Work to do:
Gather from the listing below each line that includes the word "this", and copy it.
## Begin Recorded information
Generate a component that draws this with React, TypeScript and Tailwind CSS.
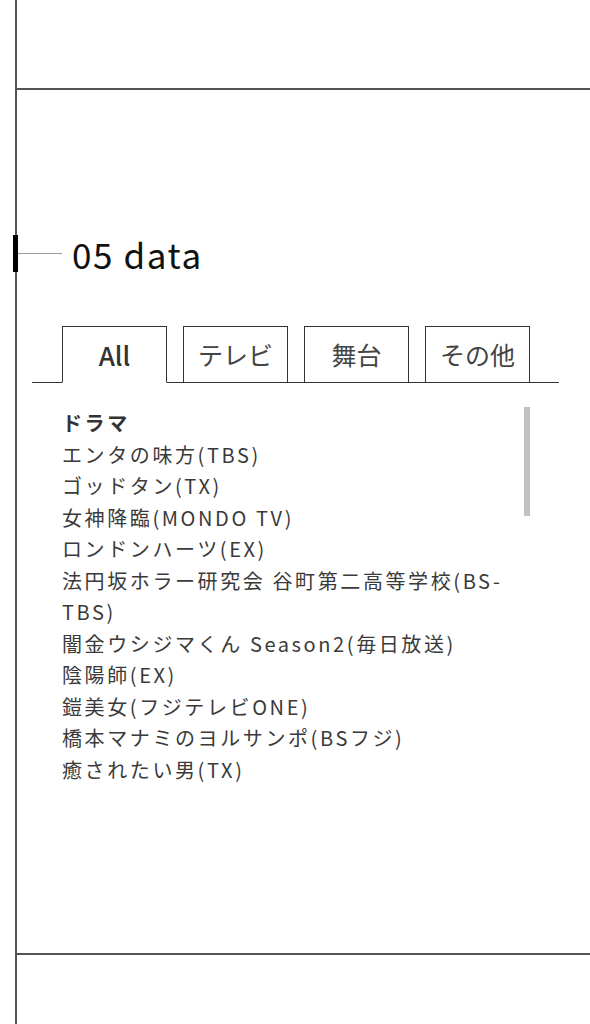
## End Recorded information
## Begin Recorded information
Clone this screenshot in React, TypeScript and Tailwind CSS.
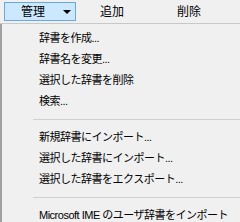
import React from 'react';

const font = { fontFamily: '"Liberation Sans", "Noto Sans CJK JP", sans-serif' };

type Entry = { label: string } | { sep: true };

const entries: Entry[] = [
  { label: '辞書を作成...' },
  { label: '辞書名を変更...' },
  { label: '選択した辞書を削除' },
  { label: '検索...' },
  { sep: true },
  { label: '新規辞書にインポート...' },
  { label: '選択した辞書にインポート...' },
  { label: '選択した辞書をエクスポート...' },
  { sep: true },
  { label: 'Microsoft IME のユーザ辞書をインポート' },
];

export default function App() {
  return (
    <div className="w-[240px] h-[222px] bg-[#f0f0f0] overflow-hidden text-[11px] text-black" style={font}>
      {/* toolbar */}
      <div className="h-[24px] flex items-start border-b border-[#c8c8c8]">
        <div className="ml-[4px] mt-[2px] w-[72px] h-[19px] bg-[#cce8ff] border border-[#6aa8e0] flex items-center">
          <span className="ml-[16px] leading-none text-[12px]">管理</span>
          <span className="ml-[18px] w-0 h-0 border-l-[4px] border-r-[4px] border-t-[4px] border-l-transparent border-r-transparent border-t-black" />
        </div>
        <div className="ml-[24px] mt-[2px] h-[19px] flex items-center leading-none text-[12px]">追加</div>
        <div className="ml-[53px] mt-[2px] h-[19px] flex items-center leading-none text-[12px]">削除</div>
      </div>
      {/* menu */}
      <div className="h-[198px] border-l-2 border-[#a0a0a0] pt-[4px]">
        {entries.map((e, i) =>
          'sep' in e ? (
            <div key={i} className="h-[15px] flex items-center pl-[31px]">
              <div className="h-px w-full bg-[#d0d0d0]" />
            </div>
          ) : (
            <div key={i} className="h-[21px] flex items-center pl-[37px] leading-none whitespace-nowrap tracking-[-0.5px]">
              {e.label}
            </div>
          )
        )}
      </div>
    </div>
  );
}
## End Recorded information
Right answer:
Generate a component that draws this with React, TypeScript and Tailwind CSS.
Clone this screenshot in React, TypeScript and Tailwind CSS.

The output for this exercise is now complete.